By Elizabeth Fried Ellen, LICSW | October 1, 2002

College students are far less likely to kill themselves than are nonstudent peers, according to a 10-year research study examining suicide rates at 12 Midwestern campuses.

The Big Ten Student Suicide Study (Silverman et al., 1997) found an overall student suicide rate of 7.5 per 100,000, compared to the national average of 15 per 100,000 in a sample matched for age, race and gender. Forty-six percent of student suicides occurred in the 20-year-old to 24-year-old age group. Graduate students were found to be at greatest risk, comprising 32% of campus suicides.

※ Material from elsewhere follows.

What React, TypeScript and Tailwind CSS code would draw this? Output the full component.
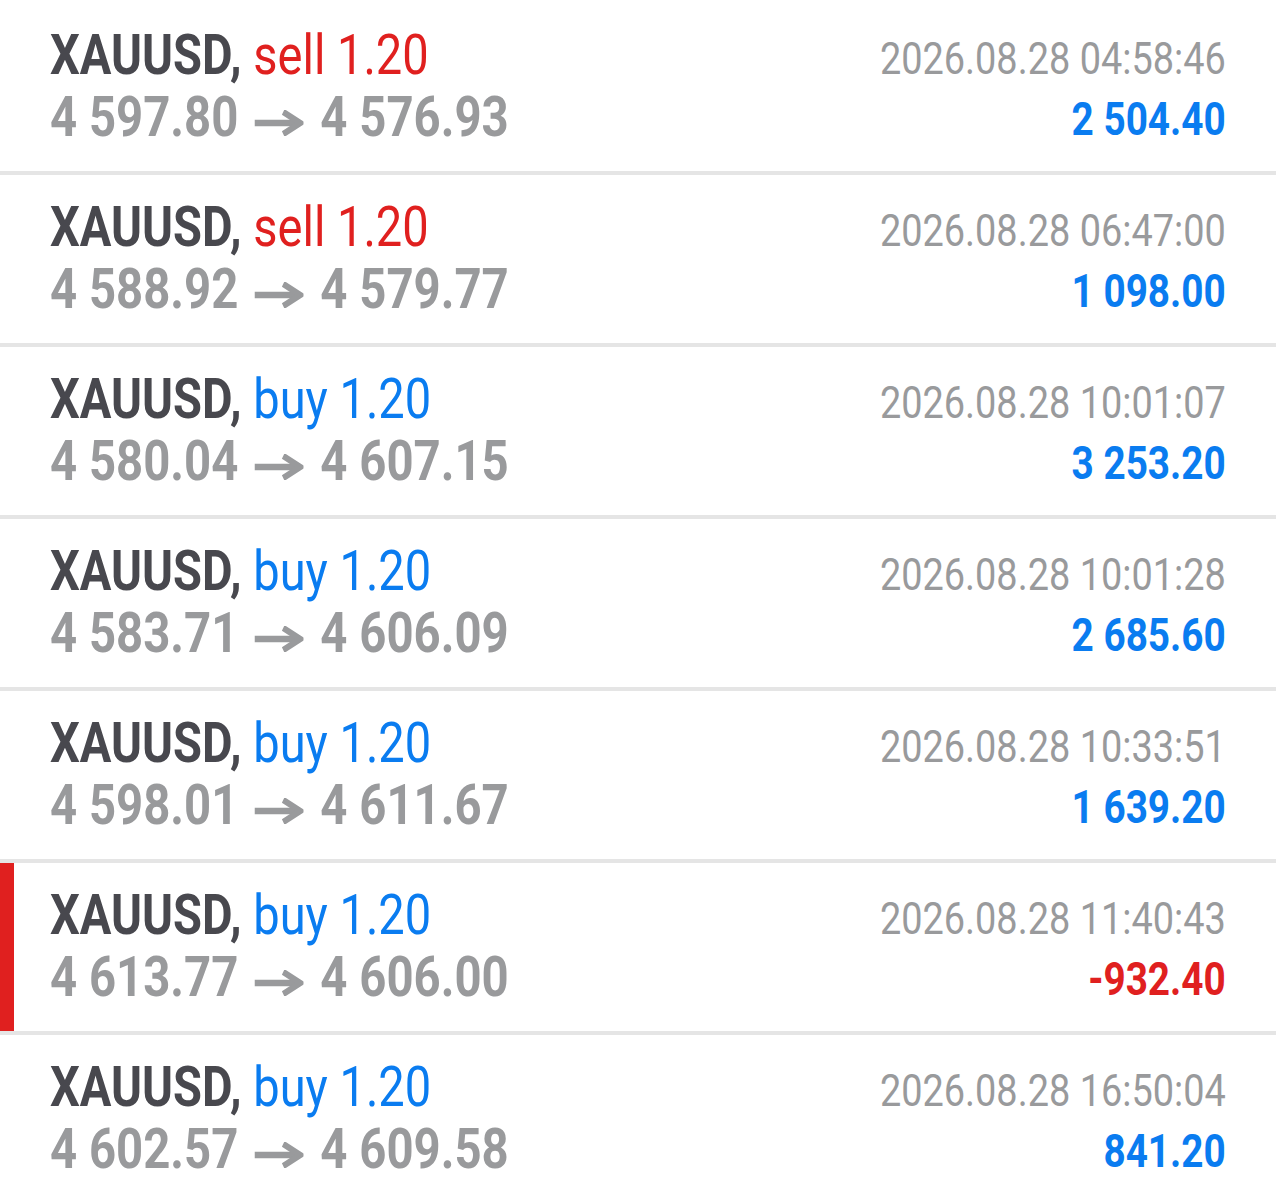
const trades = [
  { side: 'sell', open: '4 597.80', close: '4 576.93', time: '2026.08.28 04:58:46', profit: '2 504.40' },
  { side: 'sell', open: '4 588.92', close: '4 579.77', time: '2026.08.28 06:47:00', profit: '1 098.00' },
  { side: 'buy', open: '4 580.04', close: '4 607.15', time: '2026.08.28 10:01:07', profit: '3 253.20' },
  { side: 'buy', open: '4 583.71', close: '4 606.09', time: '2026.08.28 10:01:28', profit: '2 685.60' },
  { side: 'buy', open: '4 598.01', close: '4 611.67', time: '2026.08.28 10:33:51', profit: '1 639.20' },
  { side: 'buy', open: '4 613.77', close: '4 606.00', time: '2026.08.28 11:40:43', profit: '-932.40' },
  { side: 'buy', open: '4 602.57', close: '4 609.58', time: '2026.08.28 16:50:04', profit: '841.20' },
]

// Roboto Condensed isn't installed: lines are squeezed with scaleX instead
function Arrow() {
  return (
    <svg width="58" height="26" viewBox="0 0 58 26" className="ml-[19px] mr-[20px] mt-[12px] shrink-0">
      <path d="M0 13 H54" stroke="#999a9c" strokeWidth="6.5" fill="none" />
      <path d="M34 2 L54 13 L34 24" stroke="#999a9c" strokeWidth="6.5" fill="none" />
    </svg>
  )
}

export default function App() {
  return (
    <div className="w-[1276px] h-[1198px] overflow-hidden bg-white pt-[3px] font-['Roboto',sans-serif]">
      {trades.map((t, i) => {
        const loss = t.profit.startsWith('-')
        return (
          <div key={i} className="flex h-[172px] border-b-4 border-[#e5e5e5]">
            <div className={loss ? 'w-[14px] bg-[#e0201f]' : 'w-[14px]'} />
            <div className="flex flex-1 justify-between pl-[36px] pr-[50px]">
              <div className="flex flex-col">
                <div className="mt-[20px] h-[64px] origin-left [transform:scaleX(0.84)] text-[56px] leading-[64px] whitespace-nowrap">
                  <span className="font-bold text-[#48484e]">XAUUSD,</span>{' '}
                  <span className={t.side === 'sell' ? 'text-[#e0201f]' : 'text-[#0a7cf0]'}>
                    {t.side} 1.20
                  </span>
                </div>
                <div className="flex h-[60px] items-center origin-left [transform:scaleX(0.845)] text-[56px] leading-[60px] font-bold text-[#999a9c] whitespace-nowrap">
                  <span>{t.open}</span>
                  <Arrow />
                  <span>{t.close}</span>
                </div>
              </div>
              <div className="flex flex-col items-end origin-right [transform:scaleX(0.842)]">
                <div className="mt-[30px] text-[45px] leading-[52px] text-[#999a9c] whitespace-nowrap">
                  {t.time}
                </div>
                <div className={`mt-[4px] text-[46px] leading-[60px] font-bold whitespace-nowrap ${loss ? 'text-[#e0201f]' : 'text-[#0a7cf0]'}`}>
                  {t.profit}
                </div>
              </div>
            </div>
          </div>
        )
      })}
    </div>
  )
}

"The finding that the suicide rate on campus is lower than in the general population didn't surprise me," said Morton Silverman, M.D., study co-author and director of the Student Counseling and Resource Service at University of Chicago. "The whole infrastructure of a campus is geared toward providing support, feedback, caring and assistance toward self-actualization, growth and maturation. As a result, students who are struggling get attention faster, get treated faster and, as a result, function better."

Campus prohibitions against firearm possession also are credited for the lower observed rate, Silverman told Psychiatric Times. According to statistics from the Centers for Disease Control and Prevention (CDC, undated), 57% of suicides in 1998 were carried out with a gun. Students who commit suicide are more likely to hang themselves, jump from unprotected buildings or ingest lethal chemicals commonly found in campus labs, said Silverman, adding that these findings offer campus administrators important and practical help with prevention efforts.

The Big Ten study, which looked at nearly 350,000 students per year over a 10-year period, analyzed 261 suicides. "Even if we missed a few [suicides] every year, that number is still, when you do the calculations, way below the national figures," Silverman said.

When asked about the higher rate of suicide among graduate students, he responded, "We're not sure if it's a question of later onset of the major psychiatric disorders or whether it takes a number of years of having these illnesses untreated that [eventually] puts you in the danger zone." Silverman added that pressure to make decisions about a career or the future might also be a factor.

Despite encouraging statistics suggesting that college may be protective against suicide, campus administrators and clinicians who treat students still are losing sleep over how best to spot and treat at-risk students.

Suicide rates have been rising steadily among the young and nearly tripled between 1952 and 1995 (CDC, undated). Suicide now ranks as the second leading cause of death for American college students (Jamison, 1999; Silverman, 1993). In 1998, suicide killed more teen-agers and young adults than AIDS, cancer, heart disease, pneumonia, birth defects, stroke, influenza and chronic lung disease combined (CDC, undated).